:: Aim of the exercise ::
Search the records for "that". Copy every line where it appears.

═══ Supplied material ═══

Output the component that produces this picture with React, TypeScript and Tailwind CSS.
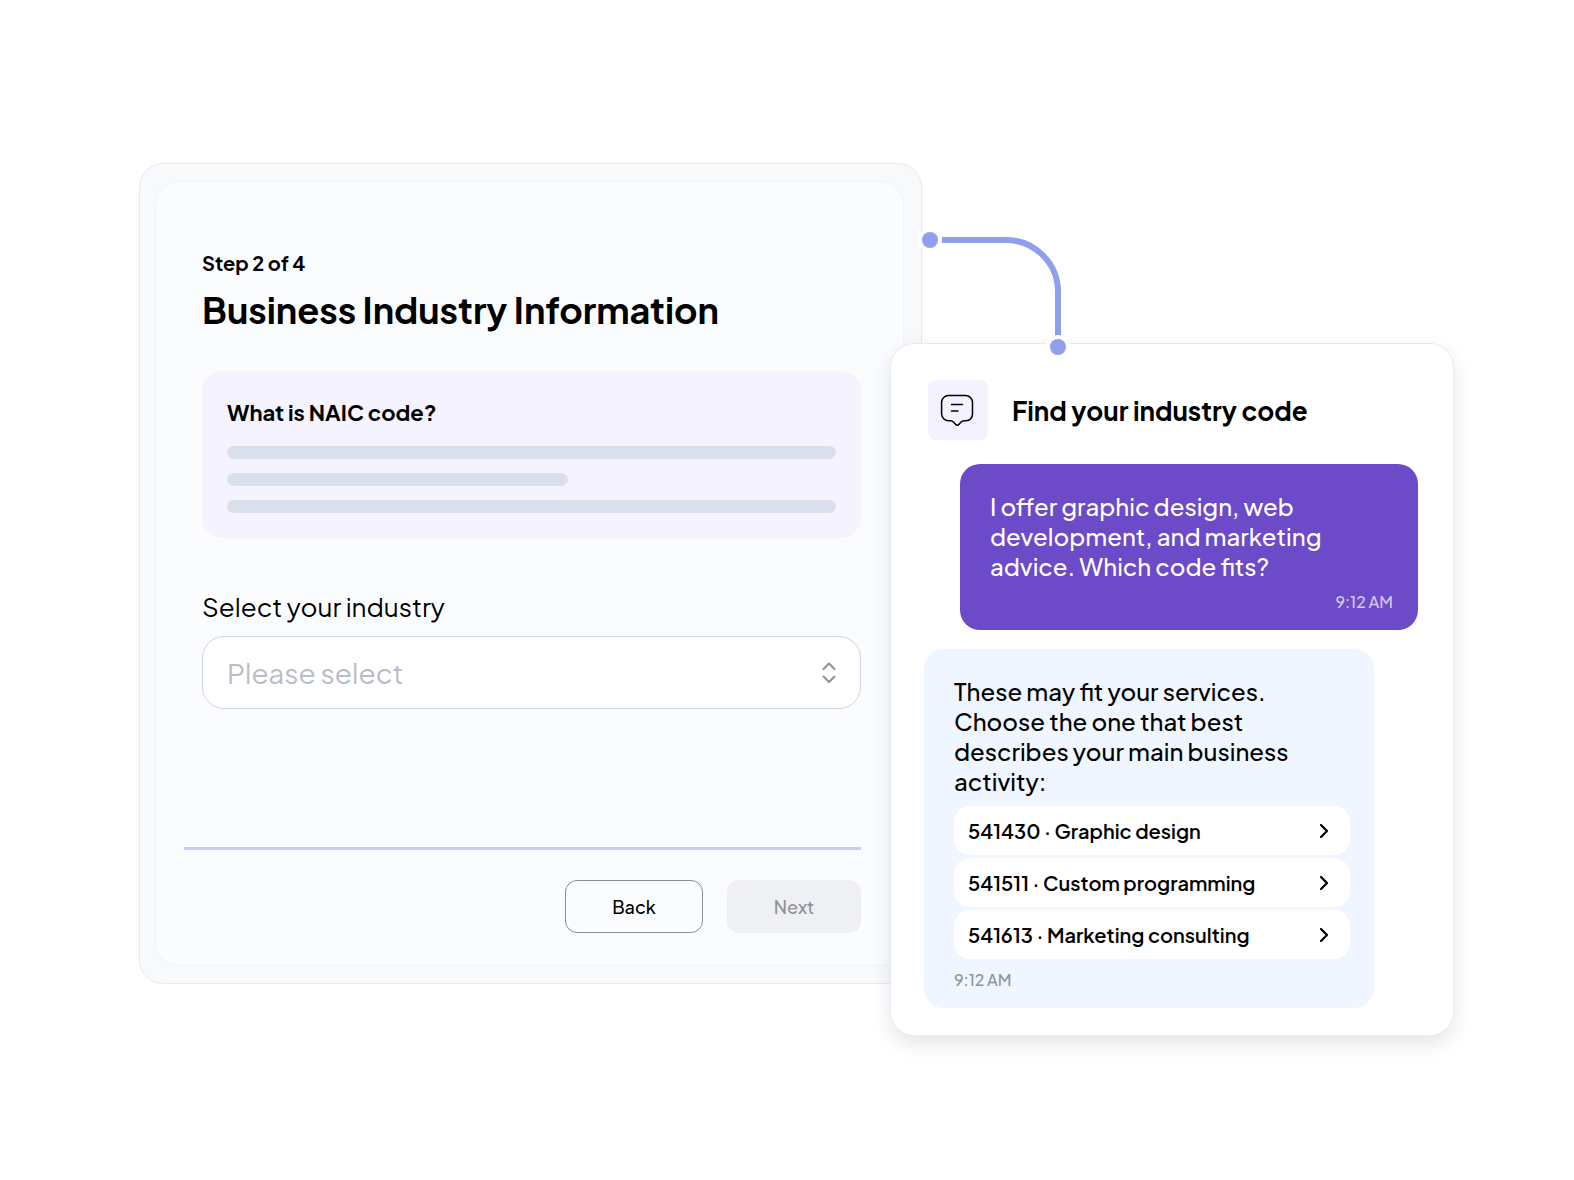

═══
═══ Supplied material ═══

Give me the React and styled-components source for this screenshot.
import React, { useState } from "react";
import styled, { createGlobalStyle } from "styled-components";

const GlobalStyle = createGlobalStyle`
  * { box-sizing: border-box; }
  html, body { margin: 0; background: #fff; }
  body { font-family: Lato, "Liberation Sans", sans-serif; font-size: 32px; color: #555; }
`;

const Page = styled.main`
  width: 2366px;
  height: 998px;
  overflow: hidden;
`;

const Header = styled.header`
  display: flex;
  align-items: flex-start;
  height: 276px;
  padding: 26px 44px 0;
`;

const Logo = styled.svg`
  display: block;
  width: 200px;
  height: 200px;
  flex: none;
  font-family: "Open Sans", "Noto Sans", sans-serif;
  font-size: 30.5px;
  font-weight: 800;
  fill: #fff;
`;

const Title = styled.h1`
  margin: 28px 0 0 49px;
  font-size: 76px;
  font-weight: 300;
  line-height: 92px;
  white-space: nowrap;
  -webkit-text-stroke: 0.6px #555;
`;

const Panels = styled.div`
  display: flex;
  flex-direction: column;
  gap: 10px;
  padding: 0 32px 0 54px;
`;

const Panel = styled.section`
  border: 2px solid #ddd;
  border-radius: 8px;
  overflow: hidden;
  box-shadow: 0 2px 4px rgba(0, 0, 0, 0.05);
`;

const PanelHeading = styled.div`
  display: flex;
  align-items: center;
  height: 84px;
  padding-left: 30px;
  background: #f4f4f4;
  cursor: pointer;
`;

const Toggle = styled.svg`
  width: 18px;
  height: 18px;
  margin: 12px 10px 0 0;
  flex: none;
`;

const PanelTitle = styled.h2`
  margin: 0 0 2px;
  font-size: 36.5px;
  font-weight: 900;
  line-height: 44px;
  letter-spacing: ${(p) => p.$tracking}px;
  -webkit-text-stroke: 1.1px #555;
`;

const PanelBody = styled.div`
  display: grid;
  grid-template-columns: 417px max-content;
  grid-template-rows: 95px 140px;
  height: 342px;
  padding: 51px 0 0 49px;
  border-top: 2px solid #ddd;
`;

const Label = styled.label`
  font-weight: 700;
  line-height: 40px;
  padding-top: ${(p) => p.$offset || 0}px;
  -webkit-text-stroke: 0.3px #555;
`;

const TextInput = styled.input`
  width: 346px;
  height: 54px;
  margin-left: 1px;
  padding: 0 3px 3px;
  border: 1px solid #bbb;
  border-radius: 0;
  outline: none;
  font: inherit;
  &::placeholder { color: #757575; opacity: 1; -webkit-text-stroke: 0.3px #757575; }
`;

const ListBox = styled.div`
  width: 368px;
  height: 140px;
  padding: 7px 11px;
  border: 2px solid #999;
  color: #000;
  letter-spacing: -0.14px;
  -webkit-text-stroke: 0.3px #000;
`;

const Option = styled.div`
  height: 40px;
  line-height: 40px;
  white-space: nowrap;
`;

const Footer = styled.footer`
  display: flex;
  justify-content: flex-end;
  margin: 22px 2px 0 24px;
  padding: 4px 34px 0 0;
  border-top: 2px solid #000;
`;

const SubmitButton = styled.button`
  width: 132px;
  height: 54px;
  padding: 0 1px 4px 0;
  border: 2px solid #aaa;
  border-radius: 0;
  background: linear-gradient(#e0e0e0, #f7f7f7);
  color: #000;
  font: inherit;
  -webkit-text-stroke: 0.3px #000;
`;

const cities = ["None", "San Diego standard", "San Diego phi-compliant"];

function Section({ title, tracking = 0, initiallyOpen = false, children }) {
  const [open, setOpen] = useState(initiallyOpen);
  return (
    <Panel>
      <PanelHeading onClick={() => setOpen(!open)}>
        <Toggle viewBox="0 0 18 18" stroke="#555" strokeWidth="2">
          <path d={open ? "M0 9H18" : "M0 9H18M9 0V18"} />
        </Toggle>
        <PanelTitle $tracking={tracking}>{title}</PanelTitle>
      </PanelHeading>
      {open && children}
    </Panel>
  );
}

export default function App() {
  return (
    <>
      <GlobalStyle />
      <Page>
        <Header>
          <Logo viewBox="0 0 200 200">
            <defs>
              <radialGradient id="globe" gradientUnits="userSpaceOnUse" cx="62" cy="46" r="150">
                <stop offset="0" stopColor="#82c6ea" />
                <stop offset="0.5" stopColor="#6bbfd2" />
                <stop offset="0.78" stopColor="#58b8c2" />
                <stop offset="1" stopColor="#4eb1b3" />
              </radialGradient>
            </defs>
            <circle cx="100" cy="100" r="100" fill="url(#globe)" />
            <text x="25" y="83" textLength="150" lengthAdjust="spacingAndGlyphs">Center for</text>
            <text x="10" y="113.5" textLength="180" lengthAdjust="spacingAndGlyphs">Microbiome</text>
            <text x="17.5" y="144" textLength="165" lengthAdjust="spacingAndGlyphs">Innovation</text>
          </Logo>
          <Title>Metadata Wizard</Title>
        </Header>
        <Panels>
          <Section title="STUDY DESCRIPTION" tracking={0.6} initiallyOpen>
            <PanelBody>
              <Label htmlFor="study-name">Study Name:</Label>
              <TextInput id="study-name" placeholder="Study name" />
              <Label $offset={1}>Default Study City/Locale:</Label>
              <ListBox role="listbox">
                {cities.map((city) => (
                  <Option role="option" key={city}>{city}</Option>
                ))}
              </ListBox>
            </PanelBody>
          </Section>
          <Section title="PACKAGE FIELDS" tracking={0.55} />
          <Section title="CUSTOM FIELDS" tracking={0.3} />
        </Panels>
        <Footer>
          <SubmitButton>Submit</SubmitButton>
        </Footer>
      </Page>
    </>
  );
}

═══
═══ Supplied material ═══

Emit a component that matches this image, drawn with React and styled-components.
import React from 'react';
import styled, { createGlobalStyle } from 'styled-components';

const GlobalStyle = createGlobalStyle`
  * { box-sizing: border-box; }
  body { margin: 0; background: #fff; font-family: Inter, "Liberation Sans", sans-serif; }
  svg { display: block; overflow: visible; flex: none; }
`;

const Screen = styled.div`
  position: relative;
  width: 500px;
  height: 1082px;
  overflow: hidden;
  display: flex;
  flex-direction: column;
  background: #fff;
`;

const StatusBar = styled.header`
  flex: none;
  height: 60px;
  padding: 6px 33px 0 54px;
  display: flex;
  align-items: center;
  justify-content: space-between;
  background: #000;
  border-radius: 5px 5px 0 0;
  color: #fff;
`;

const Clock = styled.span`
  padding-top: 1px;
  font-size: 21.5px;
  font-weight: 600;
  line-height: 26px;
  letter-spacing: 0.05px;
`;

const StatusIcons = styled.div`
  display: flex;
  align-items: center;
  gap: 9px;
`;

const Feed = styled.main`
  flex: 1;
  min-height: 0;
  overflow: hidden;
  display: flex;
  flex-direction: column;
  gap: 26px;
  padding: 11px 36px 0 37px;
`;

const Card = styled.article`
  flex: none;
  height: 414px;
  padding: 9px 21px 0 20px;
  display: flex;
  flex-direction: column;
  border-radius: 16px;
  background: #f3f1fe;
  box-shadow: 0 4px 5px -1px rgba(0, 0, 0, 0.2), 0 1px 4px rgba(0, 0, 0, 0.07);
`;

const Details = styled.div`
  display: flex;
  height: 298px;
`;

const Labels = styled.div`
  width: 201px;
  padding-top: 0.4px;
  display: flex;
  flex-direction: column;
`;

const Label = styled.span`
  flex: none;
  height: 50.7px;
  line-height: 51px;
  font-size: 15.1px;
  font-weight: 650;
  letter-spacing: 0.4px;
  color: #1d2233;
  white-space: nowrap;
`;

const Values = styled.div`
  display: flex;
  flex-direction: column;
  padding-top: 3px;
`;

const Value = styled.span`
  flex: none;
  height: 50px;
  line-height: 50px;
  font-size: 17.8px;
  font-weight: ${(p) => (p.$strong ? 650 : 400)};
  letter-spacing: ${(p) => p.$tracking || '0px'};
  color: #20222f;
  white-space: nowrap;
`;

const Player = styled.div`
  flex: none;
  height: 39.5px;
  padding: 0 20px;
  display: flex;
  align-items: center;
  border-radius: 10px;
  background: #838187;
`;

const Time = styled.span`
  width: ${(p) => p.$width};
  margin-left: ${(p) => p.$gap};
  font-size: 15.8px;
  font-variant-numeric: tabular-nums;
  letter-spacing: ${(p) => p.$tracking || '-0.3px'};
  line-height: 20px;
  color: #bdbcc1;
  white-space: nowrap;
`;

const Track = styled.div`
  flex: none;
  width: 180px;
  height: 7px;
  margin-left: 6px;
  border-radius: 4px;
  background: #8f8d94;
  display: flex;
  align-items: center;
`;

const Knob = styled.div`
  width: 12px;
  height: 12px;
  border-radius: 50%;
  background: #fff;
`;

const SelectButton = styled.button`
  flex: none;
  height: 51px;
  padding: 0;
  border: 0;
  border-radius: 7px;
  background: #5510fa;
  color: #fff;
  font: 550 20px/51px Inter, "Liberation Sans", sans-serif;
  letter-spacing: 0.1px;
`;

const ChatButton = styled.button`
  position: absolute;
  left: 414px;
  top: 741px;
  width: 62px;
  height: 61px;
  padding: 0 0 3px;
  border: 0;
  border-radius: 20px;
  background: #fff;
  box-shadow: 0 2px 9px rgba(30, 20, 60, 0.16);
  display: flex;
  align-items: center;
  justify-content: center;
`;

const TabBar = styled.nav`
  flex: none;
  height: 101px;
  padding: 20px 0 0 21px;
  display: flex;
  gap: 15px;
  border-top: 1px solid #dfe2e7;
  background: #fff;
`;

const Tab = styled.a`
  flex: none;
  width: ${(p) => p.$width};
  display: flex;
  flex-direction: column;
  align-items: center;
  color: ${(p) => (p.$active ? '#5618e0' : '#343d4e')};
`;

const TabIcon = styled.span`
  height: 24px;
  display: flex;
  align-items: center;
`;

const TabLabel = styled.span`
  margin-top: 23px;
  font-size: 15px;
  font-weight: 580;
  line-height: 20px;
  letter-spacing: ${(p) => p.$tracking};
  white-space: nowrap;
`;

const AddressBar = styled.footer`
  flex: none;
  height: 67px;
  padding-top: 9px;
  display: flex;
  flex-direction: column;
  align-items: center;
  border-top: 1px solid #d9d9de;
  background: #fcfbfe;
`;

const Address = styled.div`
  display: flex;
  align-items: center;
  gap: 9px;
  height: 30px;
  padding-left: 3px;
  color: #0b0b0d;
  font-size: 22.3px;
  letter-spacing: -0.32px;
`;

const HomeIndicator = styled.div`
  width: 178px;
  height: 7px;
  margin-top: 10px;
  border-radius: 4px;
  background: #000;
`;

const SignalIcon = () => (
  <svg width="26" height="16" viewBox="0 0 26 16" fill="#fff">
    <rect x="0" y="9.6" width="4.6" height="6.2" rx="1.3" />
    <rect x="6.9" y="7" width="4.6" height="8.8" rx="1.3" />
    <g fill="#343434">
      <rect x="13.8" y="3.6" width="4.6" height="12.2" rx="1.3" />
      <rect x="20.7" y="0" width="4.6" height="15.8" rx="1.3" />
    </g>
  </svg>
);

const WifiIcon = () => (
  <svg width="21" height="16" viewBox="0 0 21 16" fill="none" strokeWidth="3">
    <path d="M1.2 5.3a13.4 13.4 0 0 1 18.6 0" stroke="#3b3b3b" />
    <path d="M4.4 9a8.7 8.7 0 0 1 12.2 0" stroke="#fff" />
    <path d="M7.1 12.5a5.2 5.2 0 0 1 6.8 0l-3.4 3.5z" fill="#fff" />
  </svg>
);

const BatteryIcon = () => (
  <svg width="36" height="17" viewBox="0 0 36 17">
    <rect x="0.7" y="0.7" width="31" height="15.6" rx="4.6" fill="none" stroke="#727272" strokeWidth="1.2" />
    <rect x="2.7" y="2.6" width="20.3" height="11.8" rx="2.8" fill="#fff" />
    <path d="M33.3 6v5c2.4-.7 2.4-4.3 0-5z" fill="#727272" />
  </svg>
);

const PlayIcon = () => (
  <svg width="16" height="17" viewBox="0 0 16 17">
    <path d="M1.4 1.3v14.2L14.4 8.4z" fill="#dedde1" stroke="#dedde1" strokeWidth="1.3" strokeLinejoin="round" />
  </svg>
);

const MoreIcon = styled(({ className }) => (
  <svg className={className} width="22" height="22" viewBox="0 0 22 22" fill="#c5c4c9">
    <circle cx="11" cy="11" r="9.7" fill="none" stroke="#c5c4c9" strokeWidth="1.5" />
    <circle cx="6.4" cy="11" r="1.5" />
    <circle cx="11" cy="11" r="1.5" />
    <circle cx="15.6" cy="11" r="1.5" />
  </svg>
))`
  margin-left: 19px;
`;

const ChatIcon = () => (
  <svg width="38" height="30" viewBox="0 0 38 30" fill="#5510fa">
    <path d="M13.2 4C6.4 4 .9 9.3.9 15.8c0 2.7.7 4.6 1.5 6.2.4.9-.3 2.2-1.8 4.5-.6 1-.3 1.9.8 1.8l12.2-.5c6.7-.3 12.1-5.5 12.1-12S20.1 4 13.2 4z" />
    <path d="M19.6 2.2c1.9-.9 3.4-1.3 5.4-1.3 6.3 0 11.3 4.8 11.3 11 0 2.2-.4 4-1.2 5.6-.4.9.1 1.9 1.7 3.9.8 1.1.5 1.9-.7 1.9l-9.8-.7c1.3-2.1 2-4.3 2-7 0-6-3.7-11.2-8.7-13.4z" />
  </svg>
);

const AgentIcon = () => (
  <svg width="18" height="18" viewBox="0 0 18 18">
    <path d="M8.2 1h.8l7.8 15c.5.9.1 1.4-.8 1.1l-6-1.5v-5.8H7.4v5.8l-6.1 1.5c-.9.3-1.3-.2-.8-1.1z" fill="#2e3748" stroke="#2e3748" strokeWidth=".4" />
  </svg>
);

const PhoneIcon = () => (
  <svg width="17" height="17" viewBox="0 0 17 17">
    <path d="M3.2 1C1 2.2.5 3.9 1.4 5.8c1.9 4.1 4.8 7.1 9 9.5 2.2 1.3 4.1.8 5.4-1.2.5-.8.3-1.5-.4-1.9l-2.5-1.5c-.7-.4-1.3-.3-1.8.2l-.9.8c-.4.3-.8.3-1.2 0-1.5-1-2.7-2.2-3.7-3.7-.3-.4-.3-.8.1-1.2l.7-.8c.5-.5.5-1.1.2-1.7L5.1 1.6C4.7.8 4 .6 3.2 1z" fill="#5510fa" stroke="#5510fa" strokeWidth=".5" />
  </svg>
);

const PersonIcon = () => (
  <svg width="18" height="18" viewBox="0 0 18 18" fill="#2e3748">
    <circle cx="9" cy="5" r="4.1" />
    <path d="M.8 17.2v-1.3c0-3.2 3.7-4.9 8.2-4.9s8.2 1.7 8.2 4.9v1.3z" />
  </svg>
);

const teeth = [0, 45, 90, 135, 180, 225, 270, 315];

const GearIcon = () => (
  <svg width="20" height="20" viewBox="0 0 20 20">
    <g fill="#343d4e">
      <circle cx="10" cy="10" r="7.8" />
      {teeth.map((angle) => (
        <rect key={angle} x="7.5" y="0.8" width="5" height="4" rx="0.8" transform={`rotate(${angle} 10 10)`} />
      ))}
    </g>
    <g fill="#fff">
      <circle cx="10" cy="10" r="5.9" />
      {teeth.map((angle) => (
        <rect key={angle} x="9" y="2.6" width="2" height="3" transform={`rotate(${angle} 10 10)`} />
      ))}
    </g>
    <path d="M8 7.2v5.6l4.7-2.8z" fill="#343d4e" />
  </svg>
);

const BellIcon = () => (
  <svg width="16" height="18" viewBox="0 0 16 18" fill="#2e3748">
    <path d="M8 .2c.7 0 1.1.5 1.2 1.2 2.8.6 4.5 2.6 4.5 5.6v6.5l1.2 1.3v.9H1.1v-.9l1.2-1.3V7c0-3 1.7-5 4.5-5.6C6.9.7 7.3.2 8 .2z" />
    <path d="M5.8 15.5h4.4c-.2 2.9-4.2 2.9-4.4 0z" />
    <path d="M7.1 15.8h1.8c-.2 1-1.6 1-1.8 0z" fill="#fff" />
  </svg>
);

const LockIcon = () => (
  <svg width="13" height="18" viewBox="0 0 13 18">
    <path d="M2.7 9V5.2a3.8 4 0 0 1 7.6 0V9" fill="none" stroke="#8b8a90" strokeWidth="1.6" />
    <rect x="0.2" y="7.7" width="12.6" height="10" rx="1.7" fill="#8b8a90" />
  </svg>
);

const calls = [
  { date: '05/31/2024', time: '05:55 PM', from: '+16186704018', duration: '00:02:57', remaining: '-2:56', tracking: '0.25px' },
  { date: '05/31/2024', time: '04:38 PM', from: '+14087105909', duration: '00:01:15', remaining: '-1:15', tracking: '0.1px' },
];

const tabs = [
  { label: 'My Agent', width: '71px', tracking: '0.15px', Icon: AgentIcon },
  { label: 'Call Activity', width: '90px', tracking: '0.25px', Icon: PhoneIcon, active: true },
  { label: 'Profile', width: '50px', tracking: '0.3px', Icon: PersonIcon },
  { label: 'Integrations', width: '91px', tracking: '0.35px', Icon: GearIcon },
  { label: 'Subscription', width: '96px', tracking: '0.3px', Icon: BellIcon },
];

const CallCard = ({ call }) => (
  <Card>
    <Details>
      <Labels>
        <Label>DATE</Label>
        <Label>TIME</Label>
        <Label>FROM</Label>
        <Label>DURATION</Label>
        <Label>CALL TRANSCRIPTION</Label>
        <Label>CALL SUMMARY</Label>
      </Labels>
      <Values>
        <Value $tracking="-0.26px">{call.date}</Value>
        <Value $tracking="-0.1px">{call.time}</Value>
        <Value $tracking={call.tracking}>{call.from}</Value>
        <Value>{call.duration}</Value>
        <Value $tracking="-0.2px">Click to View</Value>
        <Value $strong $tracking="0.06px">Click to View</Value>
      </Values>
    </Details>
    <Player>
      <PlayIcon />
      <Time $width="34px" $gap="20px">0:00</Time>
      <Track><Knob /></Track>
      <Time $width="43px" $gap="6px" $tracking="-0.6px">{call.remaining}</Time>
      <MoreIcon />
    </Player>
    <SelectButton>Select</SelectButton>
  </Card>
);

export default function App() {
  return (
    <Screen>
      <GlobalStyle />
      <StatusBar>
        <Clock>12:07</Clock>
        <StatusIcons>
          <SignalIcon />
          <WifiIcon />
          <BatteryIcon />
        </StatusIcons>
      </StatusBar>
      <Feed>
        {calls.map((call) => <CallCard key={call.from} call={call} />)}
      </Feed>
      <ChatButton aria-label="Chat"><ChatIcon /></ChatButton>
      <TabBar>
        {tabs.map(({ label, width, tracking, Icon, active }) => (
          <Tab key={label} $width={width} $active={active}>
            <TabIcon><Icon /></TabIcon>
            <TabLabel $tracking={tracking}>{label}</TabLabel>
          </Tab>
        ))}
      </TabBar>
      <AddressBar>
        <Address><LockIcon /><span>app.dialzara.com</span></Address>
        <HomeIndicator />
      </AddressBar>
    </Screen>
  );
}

═══

:: In response ::
Output the component that produces this picture with React, TypeScript and Tailwind CSS.
Emit a component that matches this image, drawn with React and styled-components.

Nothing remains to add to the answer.